Трясине очень не понравилось, что я снял липовые усы, и он сказал:
— Если я не раздавлю эту гадину, прольется много крови.
— Пойдем, — попросил я. — Сплошной маразм и больше ничего.
— Это заразительный маразм. — Он закурил новую сигарету.
— Дед влюблен, — сказал я. — Оставь его в покое.
Трясина только рукой махнул.
— Слушай, сионист, — засмеялся я, — ты ничего не понял. Там старуха.
— Я не знал, что ты трус, — сказал Трясина.
— Миленький! — Я схватил его за рукав. У меня вдруг обнаружился какой-то визжащий бабий голос, и мне стало стыдно продолжать. Я никогда в жизни не визжал до тех пор бабьим голосом.
Я пошел вниз по лестнице. Я слышал, как хлопнула дверь Аленкиной квартиры.
1995 год
Родительское собрание
Как провести выпускной вечер? Какие будут предложения?

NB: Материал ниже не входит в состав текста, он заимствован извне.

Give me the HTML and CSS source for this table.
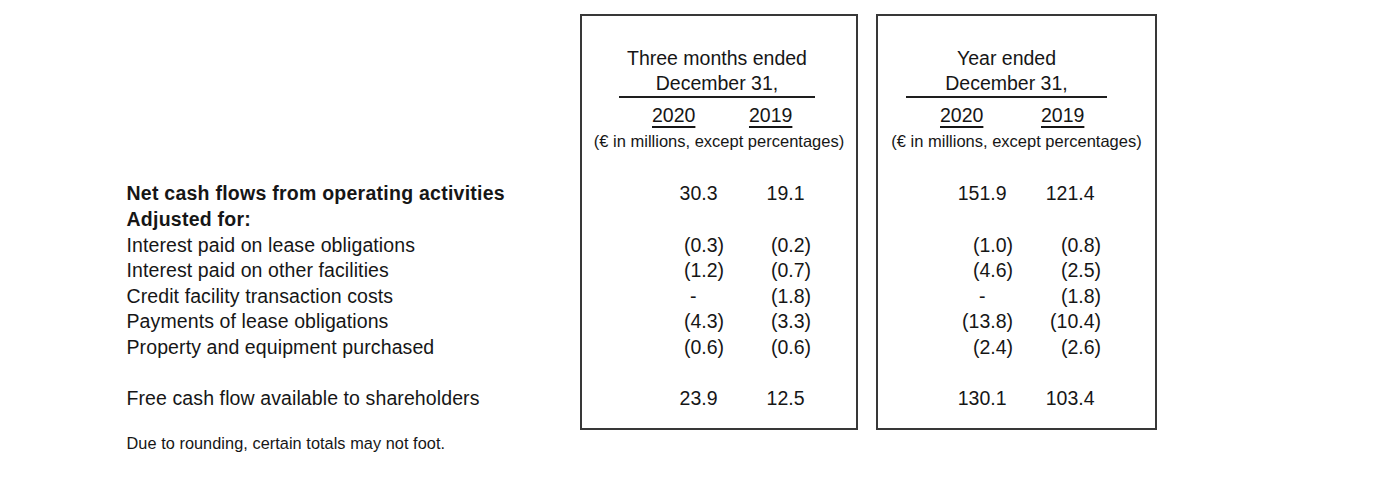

Утром я с ужасом распахнул дверь в сад. За партами сидели бывшие советские люди. С нервно-паралитическим газом в карманах и сумках. Одни мамаши имели молодящийся вид. Другие выглядели старухами, а может быть, это были бабушки. С этим было не совсем ясно. Времени ходить в школу не было. Незаметно прошли одиннадцать лет. Она так напилась, что линзы выскочили у нее из глаз. На стенах кабинета физики висели разные открыватели физических законов. Благодаря некоторым из них горели лампочки под потолком. Над доской никто не висел.
Предложений не было.
В классе было не очень тепло. Сидели в пальто. Одни с закрытыми глазами. Другие с открытыми. Мужчин было несколько. Они сидели с таким видом, будто у них утром угнали «жигули».
Товарищи!
Вот так просто, по старинке. Никто не отозвался.
Учительница с седой прядью смотрела на незнакомых людей. Как все старые учительницы, она была болтлива. За деревьями я увидел двух кошек: рыжую и черно-белую. Она открыла рот, и ее понесло. Она говорила долго и членораздельно. Когда она была маленькая, дедушка научил ее правильно есть ножом и вилкой, вставляя толстые словари ей под мышки. Что это были за словари в кожаных переплетах? Она должна была прижимать их своими ручками. Из слов учительницы выходило, что она любит школу и детей, несмотря ни на что. Несмотря ни на какие трудности. У одной мамаши потекли слезы. Она пыталась справиться со слезами, но не смогла и, схватив сумку, шумно выбежала из класса. Люди поглядели ей вслед, но не все. Некоторые не поняли, что произошло. Один человек встал и на цыпочках вышел. Добрый дедушка-велосипедист. Он всю Европу намотал на свои педали.